In The Doldrums With The Fourth Estate
This started out as a post about how we've become a nation of biddies, the most sniffy and censorious and irony-impaired gaggle of yahoos ever to breathe air. It was prompted by a wire story citing "genuine outrage" by "some veterans and members of Congress" over a gimmick on the "Wedding Crashers" web site allowing people to download and print out phony paper Purple Hearts. (The titular characters are two oafs who use various means, including fake medals, to score chicks at wedding receptions.) This seemed like a perfect opportunity to fulminate against the climate of creeping humorlessness in which we seem to live. And honestly, I was all set to tee off. I mean, I had the ball in my sights and I was waggling my hips and checking my grip and squinting down-course to take range. I was already framing an argument, something along the lines of "Tell me specifically how this dumb joke materially denigrates the real contributions of American vets." I was also toying with the notion of wondering exactly how dopey you have to be to wear a paper military medal at all, let alone try to pass it off as real. And I was going to bring it home with a gratuitous screed about how thoroughly "Wedding Crashers" fell apart in its last three-fifths, and bastinado the filmmakers for trying to give the oafs some heart, of all things, which is as Kryptonite to true funny. I mean, I was ready to go. I was set to break for lunch. Then I read the story. Then I read it again.
And you know what? As best I can tell, the "some veterans" expressing "genuine outrage" over the thing seem to number in the low single digits, or approximately one: Hershel Gober, a former deputy secretary of Veterans Affairs and himself a Purple Heart winner. At that, his unsettlement seems to be fairly mild. "I have no problem with spoofs," Gober told Scripps Howard. "But we're trying to protect the medals." To which a reasonable person can only respond: Um, okay. Thinking I must have missed something, I combed the wires for other stories on the subject, turning up only an AP dispatch which cited an FBI agent who enforces federal laws against the illicit trafficking of Medals of Honor -- a guy who's conscientiously performing the duties for which he gets paid, in other words -- and a Vietnam vet who runs a web site devoted to medal recipients.

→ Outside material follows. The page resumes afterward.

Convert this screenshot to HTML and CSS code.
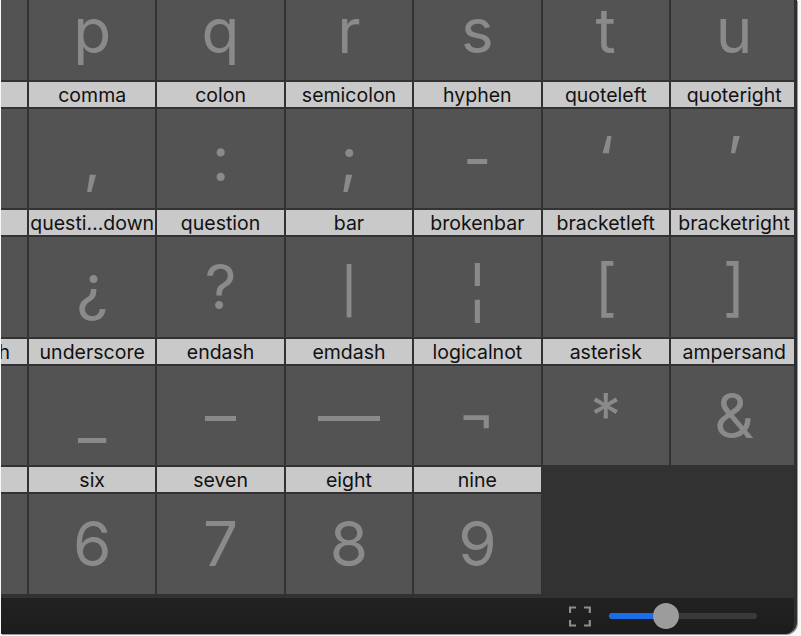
FILE: index.html
```html
<!DOCTYPE html>
<html>
<head>
<meta charset="utf-8">
<link rel="stylesheet" href="styles.css">
</head>
<body>
<div class="window">
  <div class="viewport">
    <div class="grid">
      <div class="cell"><div class="label">o</div><div class="glyph">o</div></div>
      <div class="cell"><div class="label">p</div><div class="glyph">p</div></div>
      <div class="cell"><div class="label">q</div><div class="glyph">q</div></div>
      <div class="cell"><div class="label">r</div><div class="glyph">r</div></div>
      <div class="cell"><div class="label">s</div><div class="glyph">s</div></div>
      <div class="cell"><div class="label">t</div><div class="glyph">t</div></div>
      <div class="cell"><div class="label">u</div><div class="glyph">u</div></div>

      <div class="cell"><div class="label">period</div><div class="glyph">.</div></div>
      <div class="cell"><div class="label">comma</div><div class="glyph">,</div></div>
      <div class="cell"><div class="label">colon</div><div class="glyph">:</div></div>
      <div class="cell"><div class="label">semicolon</div><div class="glyph">;</div></div>
      <div class="cell"><div class="label">hyphen</div><div class="glyph">-</div></div>
      <div class="cell"><div class="label">quoteleft</div><div class="glyph">‘</div></div>
      <div class="cell"><div class="label">quoteright</div><div class="glyph">’</div></div>

      <div class="cell"><div class="label">exclam</div><div class="glyph">!</div></div>
      <div class="cell"><div class="label">questi…down</div><div class="glyph">¿</div></div>
      <div class="cell"><div class="label">question</div><div class="glyph">?</div></div>
      <div class="cell"><div class="label">bar</div><div class="glyph"><span class="short">|</span></div></div>
      <div class="cell"><div class="label">brokenbar</div><div class="glyph"><span class="broken">¦</span></div></div>
      <div class="cell"><div class="label">bracketleft</div><div class="glyph">[</div></div>
      <div class="cell"><div class="label">bracketright</div><div class="glyph">]</div></div>

      <div class="cell"><div class="label">backslash</div><div class="glyph">\</div></div>
      <div class="cell"><div class="label">underscore</div><div class="glyph">_</div></div>
      <div class="cell"><div class="label">endash</div><div class="glyph">–</div></div>
      <div class="cell"><div class="label">emdash</div><div class="glyph">—</div></div>
      <div class="cell"><div class="label">logicalnot</div><div class="glyph">¬</div></div>
      <div class="cell"><div class="label">asterisk</div><div class="glyph">*</div></div>
      <div class="cell"><div class="label">ampersand</div><div class="glyph">&amp;</div></div>

      <div class="cell"><div class="label">five</div><div class="glyph">5</div></div>
      <div class="cell"><div class="label">six</div><div class="glyph">6</div></div>
      <div class="cell"><div class="label">seven</div><div class="glyph">7</div></div>
      <div class="cell"><div class="label">eight</div><div class="glyph">8</div></div>
      <div class="cell"><div class="label">nine</div><div class="glyph">9</div></div>
    </div>
  </div>
  <div class="bottombar">
    <svg class="fullscreen" width="22" height="21" viewBox="0 0 22 21" fill="none" stroke="#8e8e8e" stroke-width="2.2">
      <path d="M1 7V1.5H7"/>
      <path d="M15 1.5H20.8V7"/>
      <path d="M1 14V19.5H7"/>
      <path d="M15 19.5H20.8V14"/>
    </svg>
    <div class="slider">
      <div class="track"><div class="fill" style="width:56px"></div></div>
      <div class="thumb" style="left:44px"></div>
    </div>
  </div>
</div>
</body>
</html>
```

FILE: styles.css
```css
html, body {
  margin: 0;
  padding: 0;
  background: #f7f7f7;
}

body {
  width: 801px;
  height: 636px;
  overflow: hidden;
  font-family: Inter, "Helvetica Neue", Arial, sans-serif;
}

.window {
  margin-left: 1px;
  width: 793px;
  height: 634px;
  border-right: 3px solid #2f2f2f;
  border-bottom-right-radius: 12px;
  overflow: hidden;
  background: #1f1f1f;
  display: flex;
  flex-direction: column;
  box-shadow: 1px 1px 0 #9a9a9a;
}

.viewport {
  height: 598px;
  flex: none;
  overflow: hidden;
  background: #323232;
}

.grid {
  display: grid;
  grid-template-columns: repeat(7, 126.4px);
  grid-auto-rows: 126.4px;
  gap: 2px;
  margin-left: -100.4px;
  margin-top: -46.4px;
}

.cell {
  display: flex;
  flex-direction: column;
  gap: 2px;
}

.label {
  height: 25px;
  box-sizing: border-box;
  padding-top: 1px;
  flex: none;
  background: #c9c9c9;
  color: #111111;
  font-size: 19.5px;
  line-height: 25px;
  text-align: center;
  white-space: nowrap;
  overflow: hidden;
}

.glyph {
  flex: 1;
  background: #535353;
  color: #8a8a8a;
  font-size: 62px;
  line-height: 99px;
  text-align: center;
  overflow: hidden;
}

.short {
  display: inline-block;
  transform: translateY(4px) scaleY(0.72);
}

.broken {
  display: inline-block;
  transform: translateY(2px) scaleY(1.12);
}

.bottombar {
  flex: 1;
  background: linear-gradient(#222222, #1c1c1c);
  display: flex;
  align-items: center;
  padding-left: 568px;
  gap: 18px;
}

.fullscreen {
  display: block;
  flex: none;
}

.slider {
  position: relative;
  width: 148px;
  height: 26px;
}

.track {
  position: absolute;
  left: 0;
  right: 0;
  top: 10px;
  height: 6px;
  border-radius: 3px;
  background: #3a3a3a;
  overflow: hidden;
}

.fill {
  height: 100%;
  background: #1b6ee8;
}

.thumb {
  position: absolute;
  top: 0;
  width: 26px;
  height: 26px;
  border-radius: 50%;
  background: #9c9c9c;
  box-shadow: 0 0 1px rgba(0,0,0,0.6);
}
```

So here's a puzzler. Is it possible that somebody would be cynical enough to trade on the popularity of a hit movie, enlisting a couple of drowsy, hyperbolically-inclined wire reporters in the dog days of summer -- Aw hell, it's too hot to do any reporting today -- in the service of, let's say, a self-aggrandizing attempt to pad a resume and gather some column inches? Who would do such a thing? Bingo: A member of the United States Congress! In this case, it's Rep. John T. Salazar of Colorado, whose fingerprints are all over the wire stories. Salazar is, as it happens, the sponsor of legislation aimed at curtailing the illegal procurement or display of military medals. "With the recent release of the popular movie 'Wedding Crashers', Hollywood has stumbled upon the serious problem of phony medal recipients," Salazar's office said in a press release quoted in the Scripps story. To which a reasonable person can only respond: It has?
Look: Earning medals is no cakewalk. In some cases the price is tremendously high, and people who've paid it deserve respect and thanks, and people who haven't and claim they have, well, it doesn't take an act of Congress to know they should be pummeled with sticks. This isn't what's sticking in Mr. Irresponsible's craw today. It's the unending lazy-ass credulousness of some of my colleagues in the press. So let me address this to the low-level journodrones who got stuck in the office on a steamy Friday when that release from DC came in, and didn't have the sense or the nerve to push back when their aging, running-on-fumes editors got that crazy "I smell a trend" look in their bloodshot eyes: Fellas, I know it's hot. I know you're sleepy. We're all sleepy. But the next time you get an assignment to gin up a trend story from a press release, try to find more than three people -- that's three people total in two
stories -- to bolster your theory that there's something widespread going on. (You might have to quit downloading porn and MP3s long enough to make some phone calls. It's a pretty basic technique, and if you're stuck I can show you how it works.) And when you're done -- ah ah ah, when you're done, mister -- then maybe we'll get to go outside and play hackey sack for a while. All right, run along now and file your stories. Mr. Irresponsible's late for lunch, and you wouldn't want him to get cranky.